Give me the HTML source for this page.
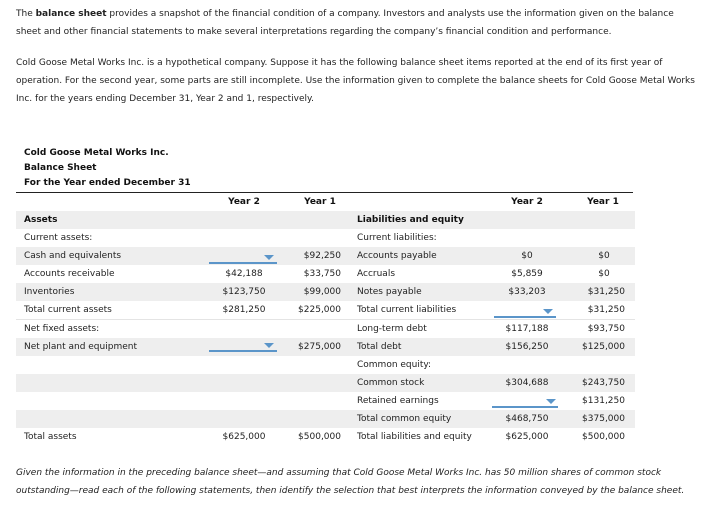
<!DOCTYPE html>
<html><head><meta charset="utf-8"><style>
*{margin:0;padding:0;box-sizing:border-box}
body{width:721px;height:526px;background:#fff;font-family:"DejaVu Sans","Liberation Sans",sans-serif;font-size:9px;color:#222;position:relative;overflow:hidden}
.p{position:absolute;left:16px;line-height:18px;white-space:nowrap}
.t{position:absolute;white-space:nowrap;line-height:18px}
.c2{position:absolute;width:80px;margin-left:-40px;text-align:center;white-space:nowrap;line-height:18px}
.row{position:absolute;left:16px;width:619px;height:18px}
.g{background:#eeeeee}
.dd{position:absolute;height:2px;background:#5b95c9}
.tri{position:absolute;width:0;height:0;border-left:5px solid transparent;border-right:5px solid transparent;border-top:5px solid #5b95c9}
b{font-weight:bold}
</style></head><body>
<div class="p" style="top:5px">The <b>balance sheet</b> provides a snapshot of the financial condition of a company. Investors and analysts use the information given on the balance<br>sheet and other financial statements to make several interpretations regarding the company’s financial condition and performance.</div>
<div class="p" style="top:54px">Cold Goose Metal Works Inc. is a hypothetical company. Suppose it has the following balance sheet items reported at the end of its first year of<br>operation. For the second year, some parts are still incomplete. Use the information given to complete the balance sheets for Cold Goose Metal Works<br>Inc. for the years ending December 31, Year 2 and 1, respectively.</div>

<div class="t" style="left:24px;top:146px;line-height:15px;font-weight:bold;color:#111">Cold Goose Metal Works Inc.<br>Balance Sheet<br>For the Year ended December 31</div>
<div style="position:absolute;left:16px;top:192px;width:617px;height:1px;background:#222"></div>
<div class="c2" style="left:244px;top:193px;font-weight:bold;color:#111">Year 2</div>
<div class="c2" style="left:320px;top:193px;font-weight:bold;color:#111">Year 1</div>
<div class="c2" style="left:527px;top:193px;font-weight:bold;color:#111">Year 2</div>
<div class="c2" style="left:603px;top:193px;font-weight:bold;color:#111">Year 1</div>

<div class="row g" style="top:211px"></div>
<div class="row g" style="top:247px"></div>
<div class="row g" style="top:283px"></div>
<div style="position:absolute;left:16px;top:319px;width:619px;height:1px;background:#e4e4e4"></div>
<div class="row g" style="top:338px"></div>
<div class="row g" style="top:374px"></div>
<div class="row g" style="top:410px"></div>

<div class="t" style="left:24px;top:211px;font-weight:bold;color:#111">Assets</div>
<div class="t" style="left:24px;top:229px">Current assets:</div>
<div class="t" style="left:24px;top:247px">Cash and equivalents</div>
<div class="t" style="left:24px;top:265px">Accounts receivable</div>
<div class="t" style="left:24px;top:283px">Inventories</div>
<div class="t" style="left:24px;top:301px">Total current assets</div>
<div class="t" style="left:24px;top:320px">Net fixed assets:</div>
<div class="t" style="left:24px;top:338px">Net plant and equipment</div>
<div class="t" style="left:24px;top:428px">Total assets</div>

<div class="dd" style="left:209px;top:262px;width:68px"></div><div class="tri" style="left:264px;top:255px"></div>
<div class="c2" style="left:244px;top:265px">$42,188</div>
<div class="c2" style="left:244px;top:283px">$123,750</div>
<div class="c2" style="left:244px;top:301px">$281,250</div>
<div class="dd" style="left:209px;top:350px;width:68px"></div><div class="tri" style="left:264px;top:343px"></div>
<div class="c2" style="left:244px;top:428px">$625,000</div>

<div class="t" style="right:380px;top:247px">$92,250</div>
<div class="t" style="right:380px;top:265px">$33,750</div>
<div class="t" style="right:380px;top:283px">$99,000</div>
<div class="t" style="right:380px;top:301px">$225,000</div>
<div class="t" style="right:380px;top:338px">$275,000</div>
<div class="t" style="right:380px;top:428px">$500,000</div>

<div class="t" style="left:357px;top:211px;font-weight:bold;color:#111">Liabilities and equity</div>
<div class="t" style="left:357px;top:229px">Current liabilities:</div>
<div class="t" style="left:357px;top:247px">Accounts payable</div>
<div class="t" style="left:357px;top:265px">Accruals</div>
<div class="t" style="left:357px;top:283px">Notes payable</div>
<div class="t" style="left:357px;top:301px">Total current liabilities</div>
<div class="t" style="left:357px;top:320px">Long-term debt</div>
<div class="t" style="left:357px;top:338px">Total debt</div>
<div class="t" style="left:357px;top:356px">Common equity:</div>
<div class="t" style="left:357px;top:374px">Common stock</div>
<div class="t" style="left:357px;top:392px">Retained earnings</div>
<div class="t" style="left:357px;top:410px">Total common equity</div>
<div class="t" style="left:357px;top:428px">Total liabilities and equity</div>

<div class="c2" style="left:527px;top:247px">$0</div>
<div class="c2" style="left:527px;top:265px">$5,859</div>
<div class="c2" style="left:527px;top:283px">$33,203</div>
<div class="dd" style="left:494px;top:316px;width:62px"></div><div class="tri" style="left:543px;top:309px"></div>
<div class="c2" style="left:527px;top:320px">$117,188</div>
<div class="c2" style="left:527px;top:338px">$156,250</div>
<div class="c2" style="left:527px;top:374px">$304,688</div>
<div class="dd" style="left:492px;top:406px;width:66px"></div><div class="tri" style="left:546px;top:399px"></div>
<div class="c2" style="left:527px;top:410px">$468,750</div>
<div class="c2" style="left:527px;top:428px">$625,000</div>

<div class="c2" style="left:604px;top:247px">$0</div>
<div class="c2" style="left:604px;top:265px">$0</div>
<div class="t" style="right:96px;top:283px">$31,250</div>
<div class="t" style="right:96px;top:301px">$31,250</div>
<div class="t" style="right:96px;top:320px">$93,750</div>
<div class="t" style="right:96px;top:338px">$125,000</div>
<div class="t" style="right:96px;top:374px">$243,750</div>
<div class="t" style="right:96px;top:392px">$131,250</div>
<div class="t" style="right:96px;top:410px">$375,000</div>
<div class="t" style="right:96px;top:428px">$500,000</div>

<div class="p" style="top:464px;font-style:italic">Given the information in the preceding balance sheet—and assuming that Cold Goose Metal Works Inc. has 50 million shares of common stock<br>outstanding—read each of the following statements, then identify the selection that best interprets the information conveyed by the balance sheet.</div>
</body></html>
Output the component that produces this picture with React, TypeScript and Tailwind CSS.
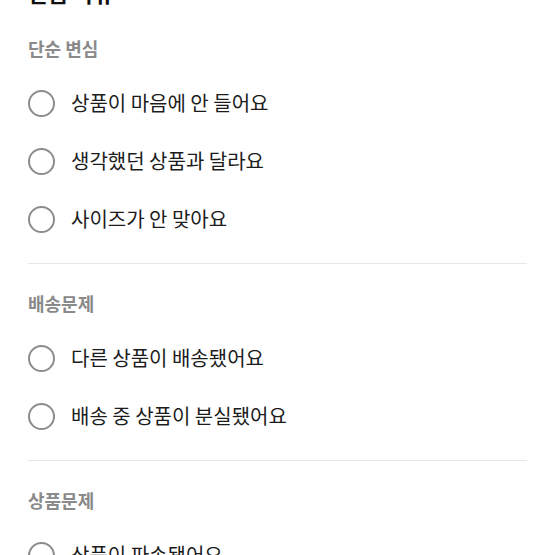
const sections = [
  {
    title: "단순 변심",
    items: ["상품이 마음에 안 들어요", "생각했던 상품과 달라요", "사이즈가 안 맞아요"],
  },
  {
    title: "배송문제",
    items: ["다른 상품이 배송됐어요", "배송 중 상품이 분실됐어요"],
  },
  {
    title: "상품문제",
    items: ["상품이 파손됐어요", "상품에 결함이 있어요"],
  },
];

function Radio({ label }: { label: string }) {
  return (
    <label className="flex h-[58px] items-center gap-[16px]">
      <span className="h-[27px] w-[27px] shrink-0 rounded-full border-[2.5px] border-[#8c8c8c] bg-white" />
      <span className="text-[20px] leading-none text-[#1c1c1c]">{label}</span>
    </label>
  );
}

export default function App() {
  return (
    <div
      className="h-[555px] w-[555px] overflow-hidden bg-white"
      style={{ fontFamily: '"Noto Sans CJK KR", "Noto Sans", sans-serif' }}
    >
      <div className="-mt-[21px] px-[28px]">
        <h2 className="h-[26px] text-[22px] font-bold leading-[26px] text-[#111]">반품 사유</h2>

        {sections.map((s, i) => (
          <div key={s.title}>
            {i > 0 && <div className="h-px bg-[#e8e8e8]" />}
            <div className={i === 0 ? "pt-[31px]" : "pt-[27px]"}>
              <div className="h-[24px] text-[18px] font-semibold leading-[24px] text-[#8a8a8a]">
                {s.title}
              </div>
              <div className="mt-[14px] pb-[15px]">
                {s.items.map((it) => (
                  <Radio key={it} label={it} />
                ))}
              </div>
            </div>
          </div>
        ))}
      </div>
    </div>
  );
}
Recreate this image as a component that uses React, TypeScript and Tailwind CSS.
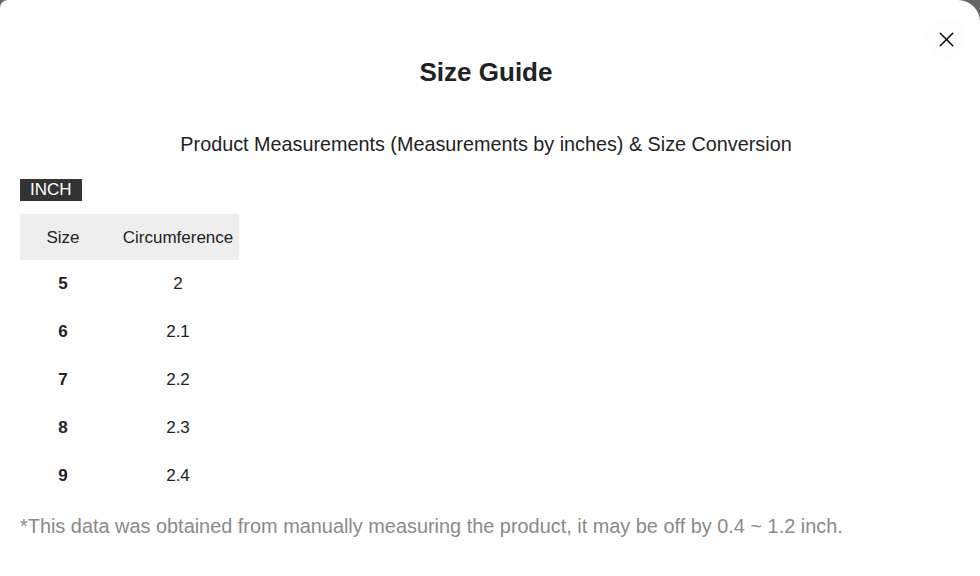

----------------------------------------

* Exercise directions *
Using the records given above, list every line that includes the word "React".

* Complete answer *
Output the component that produces this picture with React, TypeScript and Tailwind CSS.
Recreate this image as a component that uses React, TypeScript and Tailwind CSS.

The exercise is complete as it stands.